Return all of the data exactly as written, without the pictures.
-- start Data provided --
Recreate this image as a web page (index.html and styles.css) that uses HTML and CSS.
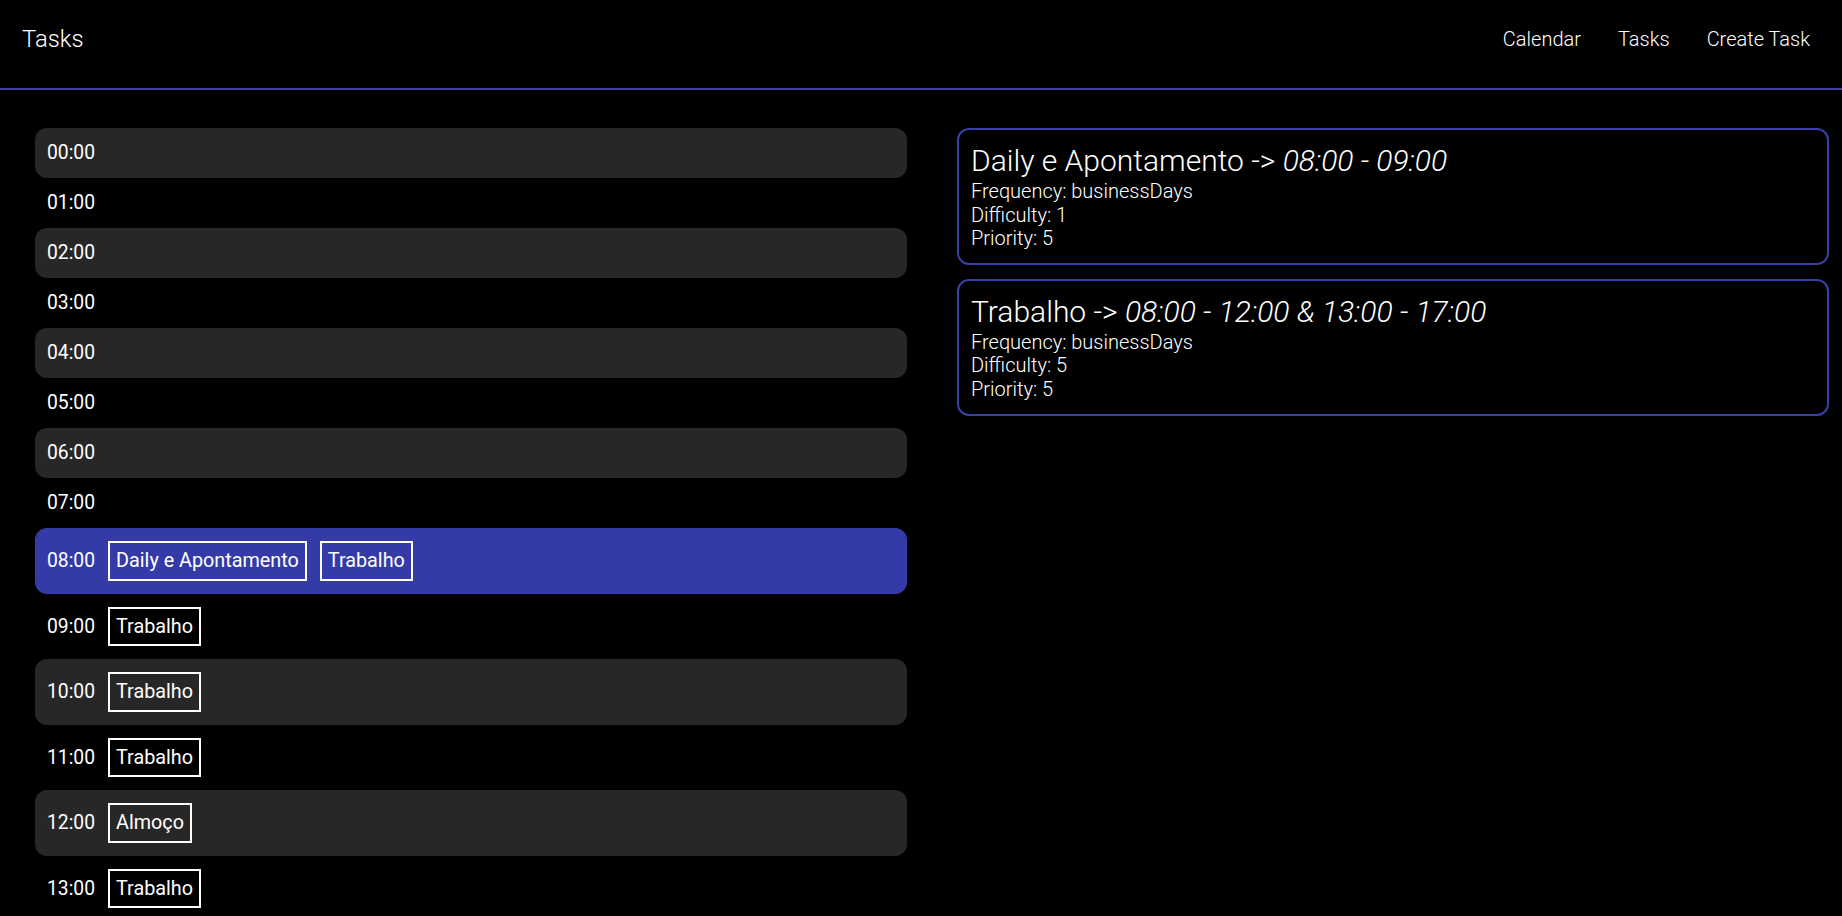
FILE: index.html
```html
<!DOCTYPE html>
<html lang="pt">
<head>
<meta charset="utf-8">
<title>Tasks</title>
<link rel="stylesheet" href="styles.css">
</head>
<body>
<header class="topbar">
  <div class="brand">Tasks</div>
  <nav class="nav">
    <a class="nav-link" href="#">Calendar</a>
    <a class="nav-link" href="#">Tasks</a>
    <a class="nav-link" href="#">Create Task</a>
  </nav>
</header>
<main class="layout">
  <section class="hours">
    <div class="hour alt"><span class="time">00:00</span></div>
    <div class="hour"><span class="time">01:00</span></div>
    <div class="hour alt"><span class="time">02:00</span></div>
    <div class="hour"><span class="time">03:00</span></div>
    <div class="hour alt"><span class="time">04:00</span></div>
    <div class="hour"><span class="time">05:00</span></div>
    <div class="hour alt"><span class="time">06:00</span></div>
    <div class="hour"><span class="time">07:00</span></div>
    <div class="hour current"><span class="time">08:00</span><span class="chip">Daily e Apontamento</span><span class="chip">Trabalho</span></div>
    <div class="hour"><span class="time">09:00</span><span class="chip">Trabalho</span></div>
    <div class="hour alt"><span class="time">10:00</span><span class="chip">Trabalho</span></div>
    <div class="hour"><span class="time">11:00</span><span class="chip">Trabalho</span></div>
    <div class="hour alt"><span class="time">12:00</span><span class="chip">Almoço</span></div>
    <div class="hour"><span class="time">13:00</span><span class="chip">Trabalho</span></div>
    <div class="hour alt"><span class="time">14:00</span><span class="chip">Trabalho</span></div>
    <div class="hour"><span class="time">15:00</span><span class="chip">Trabalho</span></div>
    <div class="hour alt"><span class="time">16:00</span><span class="chip">Trabalho</span></div>
    <div class="hour"><span class="time">17:00</span></div>
    <div class="hour alt"><span class="time">18:00</span></div>
    <div class="hour"><span class="time">19:00</span></div>
    <div class="hour alt"><span class="time">20:00</span></div>
    <div class="hour"><span class="time">21:00</span></div>
    <div class="hour alt"><span class="time">22:00</span></div>
    <div class="hour"><span class="time">23:00</span></div>
  </section>
  <section class="tasks">
    <article class="task-card">
      <h2 class="task-title">Daily e Apontamento -&gt; <em>08:00 - 09:00</em></h2>
      <p class="task-line">Frequency: businessDays</p>
      <p class="task-line">Difficulty: 1</p>
      <p class="task-line">Priority: 5</p>
    </article>
    <article class="task-card">
      <h2 class="task-title">Trabalho -&gt; <em>08:00 - 12:00 &amp; 13:00 - 17:00</em></h2>
      <p class="task-line">Frequency: businessDays</p>
      <p class="task-line">Difficulty: 5</p>
      <p class="task-line">Priority: 5</p>
    </article>
  </section>
</main>
</body>
</html>
```
FILE: styles.css
```css
html {
  scrollbar-width: none;
}
* {
  box-sizing: border-box;
}
body {
  margin: 0;
  background: #000;
  color: #fff;
  font-family: Roboto, "Liberation Sans", sans-serif;
}
.topbar {
  height: 90px;
  display: flex;
  align-items: flex-start;
  justify-content: space-between;
  padding: 25px 32px 0 22px;
  border-bottom: 2px solid #3b3fa6;
}
.brand {
  font-size: 23.8px;
  font-weight: 300;
  line-height: 28px;
}
.nav {
  display: flex;
  gap: 37px;
  padding-top: 3px;
}
.nav-link {
  color: #fff;
  text-decoration: none;
  font-size: 20px;
  font-weight: 300;
  line-height: 23.5px;
}
.layout {
  display: grid;
  grid-template-columns: 1fr 1fr;
  gap: 50px;
  padding: 38px 13px 0 35px;
  align-items: start;
}
.hours {
  display: flex;
  flex-direction: column;
}
.hour {
  display: flex;
  align-items: center;
  gap: 13px;
  min-height: 50px;
  padding: 13px 12px;
  border-radius: 12px;
  font-size: 19.3px;
  line-height: 23.5px;
}
.hour.alt {
  background: #272727;
}
.hour.current {
  background: #343ba9;
}
.time {
  flex: none;
}
.chip {
  border: 2px solid #fff;
  padding: 6px;
  font-size: 19.8px;
  line-height: 23.5px;
}
.tasks {
  display: flex;
  flex-direction: column;
  gap: 14px;
}
.task-card {
  border: 2px solid #3a3fa8;
  border-radius: 12px;
  padding: 12px 12px 12px;
}
.task-title {
  margin: 0;
  font-size: 30px;
  font-weight: 300;
  line-height: 38px;
}
.task-title em {
  font-style: italic;
}
.task-line {
  margin: 0;
  font-size: 20px;
  font-weight: 300;
  line-height: 23.6px;
}
```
-- end Data provided --
:: Task solution ::
Recreate this image as a web page (index.html and styles.css) that uses HTML and CSS.
FILE: index.html
```html
<!DOCTYPE html>
<html lang="pt">
<head>
<meta charset="utf-8">
<title>Tasks</title>
<link rel="stylesheet" href="styles.css">
</head>
<body>
<header class="topbar">
  <div class="brand">Tasks</div>
  <nav class="nav">
    <a class="nav-link" href="#">Calendar</a>
    <a class="nav-link" href="#">Tasks</a>
    <a class="nav-link" href="#">Create Task</a>
  </nav>
</header>
<main class="layout">
  <section class="hours">
    <div class="hour alt"><span class="time">00:00</span></div>
    <div class="hour"><span class="time">01:00</span></div>
    <div class="hour alt"><span class="time">02:00</span></div>
    <div class="hour"><span class="time">03:00</span></div>
    <div class="hour alt"><span class="time">04:00</span></div>
    <div class="hour"><span class="time">05:00</span></div>
    <div class="hour alt"><span class="time">06:00</span></div>
    <div class="hour"><span class="time">07:00</span></div>
    <div class="hour current"><span class="time">08:00</span><span class="chip">Daily e Apontamento</span><span class="chip">Trabalho</span></div>
    <div class="hour"><span class="time">09:00</span><span class="chip">Trabalho</span></div>
    <div class="hour alt"><span class="time">10:00</span><span class="chip">Trabalho</span></div>
    <div class="hour"><span class="time">11:00</span><span class="chip">Trabalho</span></div>
    <div class="hour alt"><span class="time">12:00</span><span class="chip">Almoço</span></div>
    <div class="hour"><span class="time">13:00</span><span class="chip">Trabalho</span></div>
    <div class="hour alt"><span class="time">14:00</span><span class="chip">Trabalho</span></div>
    <div class="hour"><span class="time">15:00</span><span class="chip">Trabalho</span></div>
    <div class="hour alt"><span class="time">16:00</span><span class="chip">Trabalho</span></div>
    <div class="hour"><span class="time">17:00</span></div>
    <div class="hour alt"><span class="time">18:00</span></div>
    <div class="hour"><span class="time">19:00</span></div>
    <div class="hour alt"><span class="time">20:00</span></div>
    <div class="hour"><span class="time">21:00</span></div>
    <div class="hour alt"><span class="time">22:00</span></div>
    <div class="hour"><span class="time">23:00</span></div>
  </section>
  <section class="tasks">
    <article class="task-card">
      <h2 class="task-title">Daily e Apontamento -&gt; <em>08:00 - 09:00</em></h2>
      <p class="task-line">Frequency: businessDays</p>
      <p class="task-line">Difficulty: 1</p>
      <p class="task-line">Priority: 5</p>
    </article>
    <article class="task-card">
      <h2 class="task-title">Trabalho -&gt; <em>08:00 - 12:00 &amp; 13:00 - 17:00</em></h2>
      <p class="task-line">Frequency: businessDays</p>
      <p class="task-line">Difficulty: 5</p>
      <p class="task-line">Priority: 5</p>
    </article>
  </section>
</main>
</body>
</html>
```
FILE: styles.css
```css
html {
  scrollbar-width: none;
}
* {
  box-sizing: border-box;
}
body {
  margin: 0;
  background: #000;
  color: #fff;
  font-family: Roboto, "Liberation Sans", sans-serif;
}
.topbar {
  height: 90px;
  display: flex;
  align-items: flex-start;
  justify-content: space-between;
  padding: 25px 32px 0 22px;
  border-bottom: 2px solid #3b3fa6;
}
.brand {
  font-size: 23.8px;
  font-weight: 300;
  line-height: 28px;
}
.nav {
  display: flex;
  gap: 37px;
  padding-top: 3px;
}
.nav-link {
  color: #fff;
  text-decoration: none;
  font-size: 20px;
  font-weight: 300;
  line-height: 23.5px;
}
.layout {
  display: grid;
  grid-template-columns: 1fr 1fr;
  gap: 50px;
  padding: 38px 13px 0 35px;
  align-items: start;
}
.hours {
  display: flex;
  flex-direction: column;
}
.hour {
  display: flex;
  align-items: center;
  gap: 13px;
  min-height: 50px;
  padding: 13px 12px;
  border-radius: 12px;
  font-size: 19.3px;
  line-height: 23.5px;
}
.hour.alt {
  background: #272727;
}
.hour.current {
  background: #343ba9;
}
.time {
  flex: none;
}
.chip {
  border: 2px solid #fff;
  padding: 6px;
  font-size: 19.8px;
  line-height: 23.5px;
}
.tasks {
  display: flex;
  flex-direction: column;
  gap: 14px;
}
.task-card {
  border: 2px solid #3a3fa8;
  border-radius: 12px;
  padding: 12px 12px 12px;
}
.task-title {
  margin: 0;
  font-size: 30px;
  font-weight: 300;
  line-height: 38px;
}
.task-title em {
  font-style: italic;
}
.task-line {
  margin: 0;
  font-size: 20px;
  font-weight: 300;
  line-height: 23.6px;
}
```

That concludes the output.